Identify the lines bearing the string "React" and gather them.

►

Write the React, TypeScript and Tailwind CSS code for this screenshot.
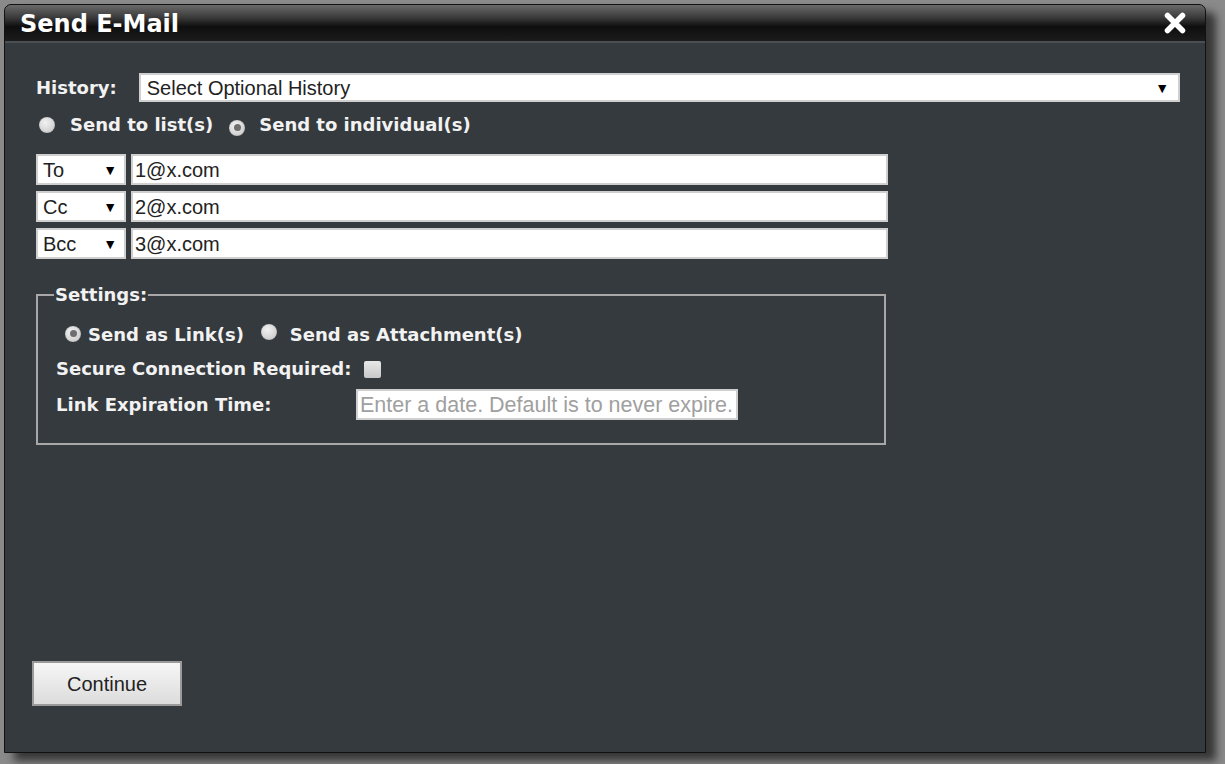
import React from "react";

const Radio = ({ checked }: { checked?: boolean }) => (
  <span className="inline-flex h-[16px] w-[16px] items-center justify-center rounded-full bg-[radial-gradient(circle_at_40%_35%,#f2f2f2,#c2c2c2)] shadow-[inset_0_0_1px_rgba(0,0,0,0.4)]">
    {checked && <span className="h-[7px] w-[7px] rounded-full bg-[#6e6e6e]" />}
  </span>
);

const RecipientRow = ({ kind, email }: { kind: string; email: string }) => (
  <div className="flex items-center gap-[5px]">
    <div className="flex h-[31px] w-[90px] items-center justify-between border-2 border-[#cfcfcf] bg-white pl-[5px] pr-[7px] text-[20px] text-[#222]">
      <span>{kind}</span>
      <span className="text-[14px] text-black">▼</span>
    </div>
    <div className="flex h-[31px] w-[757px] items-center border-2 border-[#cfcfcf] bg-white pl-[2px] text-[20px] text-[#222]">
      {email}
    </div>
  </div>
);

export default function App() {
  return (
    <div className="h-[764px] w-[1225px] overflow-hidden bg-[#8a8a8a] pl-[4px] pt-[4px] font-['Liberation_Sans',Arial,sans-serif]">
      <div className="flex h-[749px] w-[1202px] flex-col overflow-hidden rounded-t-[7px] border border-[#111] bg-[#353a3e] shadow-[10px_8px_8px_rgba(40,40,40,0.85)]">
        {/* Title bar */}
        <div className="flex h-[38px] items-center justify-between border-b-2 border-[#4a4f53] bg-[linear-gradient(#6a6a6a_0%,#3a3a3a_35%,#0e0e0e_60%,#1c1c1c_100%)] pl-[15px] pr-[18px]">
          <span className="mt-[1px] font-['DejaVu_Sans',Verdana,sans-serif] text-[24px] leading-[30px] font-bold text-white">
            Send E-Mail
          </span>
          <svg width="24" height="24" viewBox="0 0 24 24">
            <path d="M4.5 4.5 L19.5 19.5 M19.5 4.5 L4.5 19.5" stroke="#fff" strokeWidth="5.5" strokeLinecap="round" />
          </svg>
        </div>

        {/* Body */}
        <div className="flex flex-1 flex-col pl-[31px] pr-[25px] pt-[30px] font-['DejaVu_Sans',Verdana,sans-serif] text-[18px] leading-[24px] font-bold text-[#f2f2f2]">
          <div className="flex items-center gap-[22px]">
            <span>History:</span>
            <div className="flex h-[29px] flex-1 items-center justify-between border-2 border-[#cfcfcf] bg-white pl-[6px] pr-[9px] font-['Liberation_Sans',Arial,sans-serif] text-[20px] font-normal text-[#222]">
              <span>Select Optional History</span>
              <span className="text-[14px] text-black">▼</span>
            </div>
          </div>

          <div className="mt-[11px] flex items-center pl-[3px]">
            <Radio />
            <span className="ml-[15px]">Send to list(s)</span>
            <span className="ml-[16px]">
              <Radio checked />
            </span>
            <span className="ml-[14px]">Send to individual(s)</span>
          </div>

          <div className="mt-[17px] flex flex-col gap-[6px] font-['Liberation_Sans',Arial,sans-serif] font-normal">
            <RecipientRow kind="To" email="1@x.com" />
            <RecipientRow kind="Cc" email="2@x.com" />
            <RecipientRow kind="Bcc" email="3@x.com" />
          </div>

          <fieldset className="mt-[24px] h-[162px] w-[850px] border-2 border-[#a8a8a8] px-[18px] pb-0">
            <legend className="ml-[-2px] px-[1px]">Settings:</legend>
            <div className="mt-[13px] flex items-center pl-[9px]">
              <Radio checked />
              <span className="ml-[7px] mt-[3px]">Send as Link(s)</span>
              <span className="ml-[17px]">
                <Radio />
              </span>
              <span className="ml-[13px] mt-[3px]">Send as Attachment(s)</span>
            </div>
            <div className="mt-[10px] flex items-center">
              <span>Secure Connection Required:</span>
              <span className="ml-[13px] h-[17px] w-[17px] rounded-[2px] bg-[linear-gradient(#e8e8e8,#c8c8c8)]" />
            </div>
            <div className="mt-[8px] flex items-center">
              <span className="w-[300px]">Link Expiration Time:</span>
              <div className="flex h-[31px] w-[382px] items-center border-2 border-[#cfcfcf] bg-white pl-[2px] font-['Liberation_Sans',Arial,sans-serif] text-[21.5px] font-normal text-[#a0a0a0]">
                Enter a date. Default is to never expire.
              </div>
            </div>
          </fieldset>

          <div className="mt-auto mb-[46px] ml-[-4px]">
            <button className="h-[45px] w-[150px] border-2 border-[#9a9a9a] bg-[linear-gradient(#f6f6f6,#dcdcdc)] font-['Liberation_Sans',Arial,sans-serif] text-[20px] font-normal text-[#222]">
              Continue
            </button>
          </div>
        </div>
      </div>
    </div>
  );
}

◄
►

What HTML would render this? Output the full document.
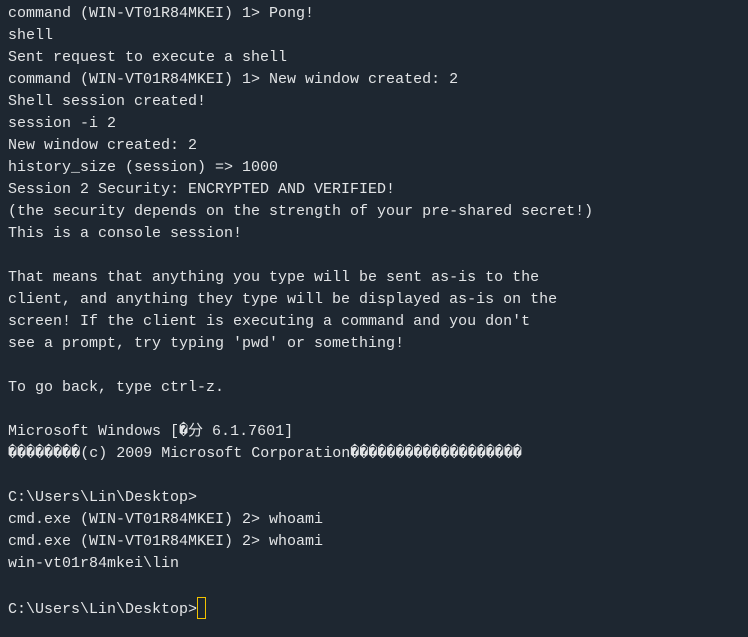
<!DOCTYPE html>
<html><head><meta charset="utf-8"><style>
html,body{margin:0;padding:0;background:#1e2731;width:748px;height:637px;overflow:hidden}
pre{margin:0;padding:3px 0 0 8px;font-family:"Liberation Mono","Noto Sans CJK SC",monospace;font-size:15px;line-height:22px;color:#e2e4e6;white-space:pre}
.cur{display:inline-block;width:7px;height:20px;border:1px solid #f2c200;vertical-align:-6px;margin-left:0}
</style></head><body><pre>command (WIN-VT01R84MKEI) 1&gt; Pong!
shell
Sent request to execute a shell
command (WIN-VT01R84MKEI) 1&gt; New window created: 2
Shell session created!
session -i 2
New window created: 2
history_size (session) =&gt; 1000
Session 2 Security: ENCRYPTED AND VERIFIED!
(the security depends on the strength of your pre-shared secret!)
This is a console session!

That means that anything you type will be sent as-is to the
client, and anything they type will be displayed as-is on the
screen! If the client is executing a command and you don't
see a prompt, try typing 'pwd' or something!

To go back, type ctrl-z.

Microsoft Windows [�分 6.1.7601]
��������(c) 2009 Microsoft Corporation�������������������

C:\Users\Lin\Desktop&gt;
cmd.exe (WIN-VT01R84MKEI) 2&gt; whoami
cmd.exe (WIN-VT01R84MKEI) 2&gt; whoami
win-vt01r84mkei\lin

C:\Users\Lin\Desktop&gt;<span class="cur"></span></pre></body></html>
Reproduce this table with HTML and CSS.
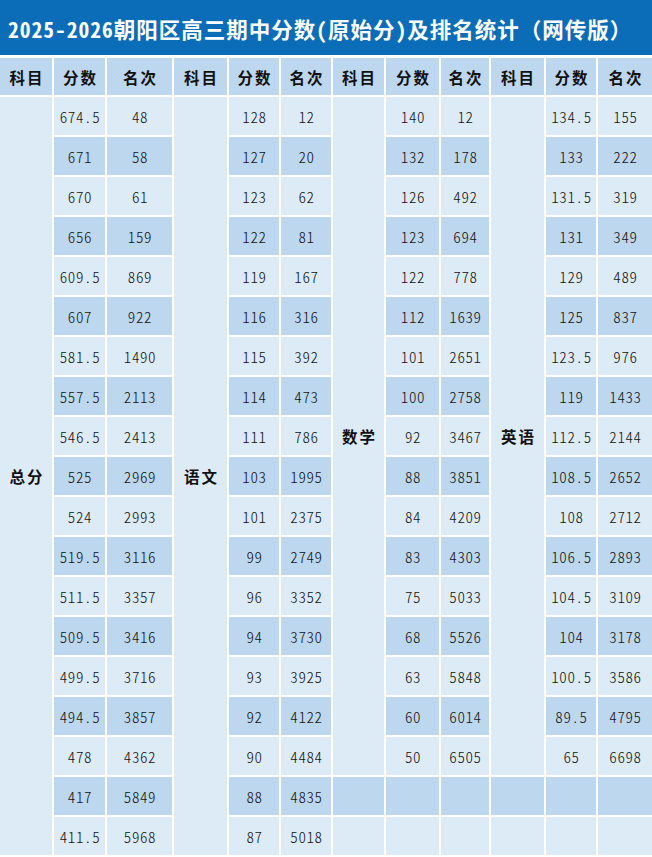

◄

§ **Full solution**
Write the React, TypeScript and Tailwind CSS code for this screenshot.
import React from "react";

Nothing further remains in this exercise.